Still, the strength that promoters find in numbers won’t necessarily change the nature of the industry itself. No matter how many local promotions huddle under the Alliance MMA umbrella, they’ll never match the might or the spending power of the UFC or Bellator.

Fighters will likely continue to flee for the big leagues at the first opportunity, and Alliance MMA will let them, according to Haydak.

“One thing we’ll never do is impact an athlete’s ability to earn a livelihood, and we know that going to the next level is everyone’s goal,” Haydak said. “For us to stand in the way of that is not even up for consideration. If a fighter is given a better opportunity to fight in one of the top-tier promotions, whether that’s Bellator, the UFC, or ONE FC, we’ll allow that athlete to go.”

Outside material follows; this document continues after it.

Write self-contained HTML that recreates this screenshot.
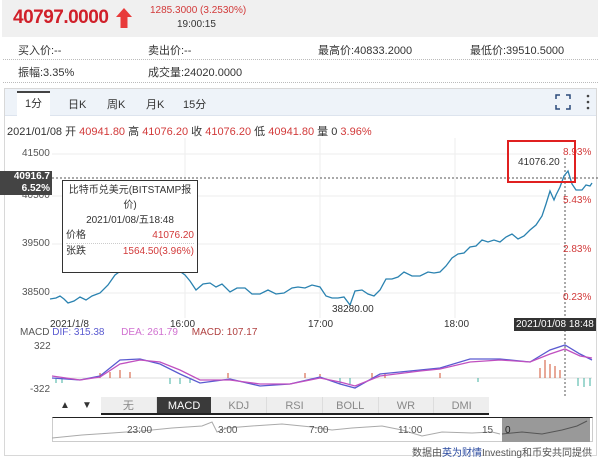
<!DOCTYPE html>
<html><head><meta charset="utf-8"><style>
*{margin:0;padding:0;box-sizing:border-box}
body{width:600px;height:460px;background:#fff;font-family:"Liberation Sans","Noto Sans CJK SC",sans-serif;font-size:11px;color:#333;position:relative;overflow:hidden}
.a{position:absolute;white-space:nowrap}
.r{color:#d23a3a}
</style></head><body>
<div class="a" style="left:2px;top:0;width:596px;height:37px;background:#f0f0f0"></div>
<div class="a" style="left:13px;top:7px;font-size:19px;letter-spacing:-0.5px;font-weight:bold;color:#d0202a">40797.0000</div>
<svg class="a" style="left:115px;top:7px" width="18" height="22"><path d="M9 1 L17 10 L12.5 10 L12.5 21 L5.5 21 L5.5 10 L1 10 Z" fill="#e83a3a"/></svg>
<div class="a r" style="left:150px;top:5px;font-size:10px">1285.3000 (3.2530%)</div>
<div class="a" style="left:177px;top:19px;font-size:10px">19:00:15</div>
<div class="a" style="left:18px;top:42px">买入价:--</div>
<div class="a" style="left:148px;top:42px">卖出价:--</div>
<div class="a" style="left:318px;top:42px">最高价:40833.2000</div>
<div class="a" style="left:470px;top:42px">最低价:39510.5000</div>
<div class="a" style="left:3px;top:59px;width:595px;border-top:1px dotted #bbb"></div>
<div class="a" style="left:18px;top:64px">振幅:3.35%</div>
<div class="a" style="left:148px;top:64px">成交量:24020.0000</div>
<div class="a" style="left:3px;top:82px;width:595px;border-top:1px dotted #bbb"></div>
<div class="a" style="left:4px;top:88px;width:593px;height:368px;border:1px solid #d8d8d8"></div>
<div class="a" style="left:5px;top:89px;width:591px;height:27px;background:#eef3f9;border-bottom:1px solid #dde4ee"></div>
<div class="a" style="left:17px;top:91px;width:33px;height:25px;background:#fff;border-top:2px solid #444;text-align:center;line-height:23px">1分</div>
<div class="a" style="left:68px;top:96px">日K</div>
<div class="a" style="left:107px;top:96px">周K</div>
<div class="a" style="left:146px;top:96px">月K</div>
<div class="a" style="left:183px;top:96px">15分</div>
<svg class="a" style="left:555px;top:94px" width="40" height="16"><path d="M1 5V1h4M11 1h4v4M15 11v4h-4M5 15H1v-4" stroke="#2a4a7a" stroke-width="1.5" fill="none"/><circle cx="33" cy="2" r="1.3" fill="#444"/><circle cx="33" cy="8" r="1.3" fill="#444"/><circle cx="33" cy="14" r="1.3" fill="#444"/></svg>
<div class="a" style="left:7px;top:123px">2021/01/08 开 <span class="r">40941.80</span> 高 <span class="r">41076.20</span> 收 <span class="r">41076.20</span> 低 <span class="r">40941.80</span> 量 0 <span class="r">3.96%</span></div>
<svg class="a" style="left:0;top:138px" width="600" height="260">
<g stroke="#eee"><line x1="185" y1="0" x2="185" y2="180"/><line x1="320" y1="0" x2="320" y2="180"/><line x1="455" y1="0" x2="455" y2="180"/><line x1="52" y1="16" x2="560" y2="16"/><line x1="52" y1="58" x2="560" y2="58"/><line x1="52" y1="106" x2="560" y2="106"/><line x1="52" y1="155" x2="560" y2="155"/></g>
<line x1="52" y1="40" x2="598" y2="40" stroke="#555" stroke-dasharray="2,2"/>
<line x1="565" y1="20" x2="565" y2="260" stroke="#555" stroke-dasharray="2,2"/>
<polyline fill="none" stroke="#2a82b0" stroke-width="1.3" points="50,161 56,160 60,158 64,161 68,165 74,163 80,159 86,162 92,158 100,155 108,147 115,137 122,132 128,133 134,132 142,133 150,132 157,125 164,128 170,131 178,132 185,137 190,143 196,152 203,146 210,145 216,149 222,146 230,154 237,150 245,150 252,156 260,156 268,152 276,156 284,155 292,150 298,149 305,150 312,147 320,149 326,158 332,160 338,160 344,159 350,167 355,153 362,152 368,156 374,158 380,152 386,141 392,141 398,139 404,134 412,138 420,138 428,134 434,135 440,134 446,128 452,120 458,116 464,115 470,109 476,108 482,102 488,104 494,102 500,104 506,99 512,96 518,101 524,98 530,92 536,87 542,78 546,66 550,53 554,62 556,57 560,49 564,38 568,33 572,46 576,52 582,52 586,47 590,48 592,45"/>
</svg>
<div class="a" style="left:22px;top:148px;font-size:10px;color:#555">41500</div>
<div class="a" style="left:22px;top:190px;font-size:10px;color:#555">40500</div>
<div class="a" style="left:22px;top:238px;font-size:10px;color:#555">39500</div>
<div class="a" style="left:22px;top:287px;font-size:10px;color:#555">38500</div>
<div class="a r" style="left:563px;top:147px;font-size:10px">8.93%</div>
<div class="a r" style="left:563px;top:195px;font-size:10px">5.43%</div>
<div class="a r" style="left:563px;top:244px;font-size:10px">2.83%</div>
<div class="a r" style="left:563px;top:292px;font-size:10px">0.23%</div>
<div class="a" style="left:0;top:171px;width:52px;height:24px;background:#444;color:#fff;font-size:10px;font-weight:bold;text-align:right;line-height:12px;padding-right:2px">40916.7<br>6.52%</div>
<div class="a" style="left:62px;top:180px;width:136px;height:93px;background:#fff;border:1px solid #333;font-size:10px;line-height:15px;padding:2px 3px">
<div style="text-align:center">比特币兑美元(BITSTAMP报</div><div style="text-align:center">价)</div><div style="text-align:center">2021/01/08/五18:48</div>
<div style="border-bottom:1px dotted #ccc">价格<span class="r" style="float:right">41076.20</span></div>
<div>张跌<span class="r" style="float:right">1564.50(3.96%)</span></div></div>
<div class="a" style="left:507px;top:140px;width:69px;height:43px;border:2px solid #e02020"></div>
<div class="a" style="left:518px;top:157px;font-size:10px;background:#fff">41076.20</div>
<div class="a" style="left:332px;top:304px;font-size:10px">38280.00</div>
<div class="a" style="left:50px;top:319px;font-size:10px">2021/1/8</div>
<div class="a" style="left:170px;top:319px;font-size:10px">16:00</div>
<div class="a" style="left:308px;top:319px;font-size:10px">17:00</div>
<div class="a" style="left:444px;top:319px;font-size:10px">18:00</div>
<div class="a" style="left:514px;top:318px;background:#333;color:#fff;font-size:10px;padding:1px 2px">2021/01/08 18:48</div>
<div class="a" style="left:20px;top:327px;font-size:10px;color:#555">MACD <span style="color:#5a5ad0">DIF: 315.38</span> &nbsp;&nbsp;&nbsp;&nbsp; <span style="color:#d070d0">DEA: 261.79</span> &nbsp;&nbsp;&nbsp; <span style="color:#b04040">MACD: 107.17</span></div>
<div class="a" style="left:34px;top:341px;font-size:10px;color:#555">322</div>
<div class="a" style="left:30px;top:384px;font-size:10px;color:#555">-322</div>
<svg class="a" style="left:0;top:340px" width="600" height="55">
<line x1="52" y1="38" x2="592" y2="38" stroke="#ddd"/>
<g stroke="#d05030"><line x1="100" y1="38" x2="100" y2="33"/><line x1="110" y1="38" x2="110" y2="32"/><line x1="120" y1="38" x2="120" y2="30"/><line x1="130" y1="38" x2="130" y2="32"/><line x1="228" y1="38" x2="228" y2="33"/><line x1="305" y1="38" x2="305" y2="33"/><line x1="320" y1="38" x2="320" y2="34"/><line x1="372" y1="38" x2="372" y2="33"/><line x1="385" y1="38" x2="385" y2="34"/><line x1="440" y1="38" x2="440" y2="33"/><line x1="540" y1="38" x2="540" y2="28"/><line x1="545" y1="38" x2="545" y2="20"/><line x1="550" y1="38" x2="550" y2="24"/><line x1="555" y1="38" x2="555" y2="26"/><line x1="560" y1="38" x2="560" y2="30"/></g>
<g stroke="#40b0a0"><line x1="56" y1="38" x2="56" y2="43"/><line x1="62" y1="38" x2="62" y2="43"/><line x1="170" y1="38" x2="170" y2="44"/><line x1="180" y1="38" x2="180" y2="44"/><line x1="190" y1="38" x2="190" y2="43"/><line x1="340" y1="38" x2="340" y2="44"/><line x1="350" y1="38" x2="350" y2="44"/><line x1="478" y1="38" x2="478" y2="42"/><line x1="578" y1="38" x2="578" y2="46"/><line x1="584" y1="38" x2="584" y2="47"/><line x1="590" y1="38" x2="590" y2="46"/></g>
<polyline fill="none" stroke="#5a5ad0" stroke-width="1.3" points="52,38 80,40 100,36 120,20 140,19 160,24 180,34 200,43 230,39 260,46 290,44 320,37 340,44 355,48 380,34 420,30 440,28 470,19 500,19 530,22 550,10 565,5 580,14 592,20"/>
<polyline fill="none" stroke="#c050c0" stroke-width="1.3" points="52,36 80,40 100,37 120,24 140,20 160,22 180,30 200,40 230,40 260,44 290,44 320,38 340,42 355,46 380,36 420,31 440,29 470,22 500,20 530,22 550,14 565,9 580,16 592,18"/>
</svg>
<div class="a" style="left:60px;top:400px;font-size:10px">▲</div>
<div class="a" style="left:82px;top:400px;font-size:10px">▼</div>
<div class="a" style="left:101px;top:397px;width:388px;height:18px;display:flex;font-size:11px;color:#888;border-bottom:2px solid #222">
<div style="flex:1;background:#eee;border-right:1px solid #ddd;text-align:center;line-height:18px">无</div>
<div style="flex:1;background:#3a3a3a;color:#fff;text-align:center;line-height:18px">MACD</div>
<div style="flex:1;background:#eee;border-right:1px solid #ddd;text-align:center;line-height:18px">KDJ</div>
<div style="flex:1;background:#eee;border-right:1px solid #ddd;text-align:center;line-height:18px">RSI</div>
<div style="flex:1;background:#eee;border-right:1px solid #ddd;text-align:center;line-height:18px">BOLL</div>
<div style="flex:1;background:#eee;border-right:1px solid #ddd;text-align:center;line-height:18px">WR</div>
<div style="flex:1;background:#eee;text-align:center;line-height:18px">DMI</div></div>
<div class="a" style="left:52px;top:417px;width:541px;height:25px;border:1px solid #ccc;border-top:1px solid #222"></div>
<svg class="a" style="left:52px;top:418px" width="541" height="24">
<rect x="450" y="0" width="88" height="24" fill="#999"/>
<polyline fill="none" stroke="#aaa" points="0,20 30,17 60,15 90,13 120,10 150,8 160,4 165,14 175,10 200,8 230,6 260,9 280,12 300,10 330,8 350,12 370,18 390,14 420,15 440,14 448,16"/>
<polyline fill="none" stroke="#555" points="450,16 470,14 490,16 510,12 525,8 535,3"/>
</svg>
<div class="a" style="left:127px;top:425px;font-size:10px;color:#555">23:00</div>
<div class="a" style="left:218px;top:425px;font-size:10px;color:#555">3:00</div>
<div class="a" style="left:309px;top:425px;font-size:10px;color:#555">7:00</div>
<div class="a" style="left:398px;top:425px;font-size:10px;color:#555">11:00</div>
<div class="a" style="left:482px;top:425px;font-size:10px;color:#555">15</div>
<div class="a" style="left:505px;top:425px;font-size:10px;color:#222">0</div>
<div class="a" style="right:8px;top:444px;font-size:10px;color:#555">数据由<span style="color:#2a4aa0">英为财情</span>Investing和币安共同提供</div>
</body></html>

While the major promotions might be the NFL of this sport, Haydak said, there’s still room for someone to be the NCAA. And if the right local promoters can work together to improve all their lots as one, but without losing their own identities in the process, they might be able to do more than just survive in a fickle, fragmented industry where the money has historically been concentrated at the very top.

“But we all know what the UFC just did in their sale,” Haydak said. “It put a valuation on the 800-pound gorilla, and I think that piqued the interest of a lot of savvy investors on Wall Street. I also think people in the MMA space who are passionate about it, they’ve never had a chance to invest in it before. This affords them that chance.”

And with Alliance MMA stock currently trading at $3.94 a share on the Nasdaq – down from $4.65 in early October – that chance comes relatively cheap.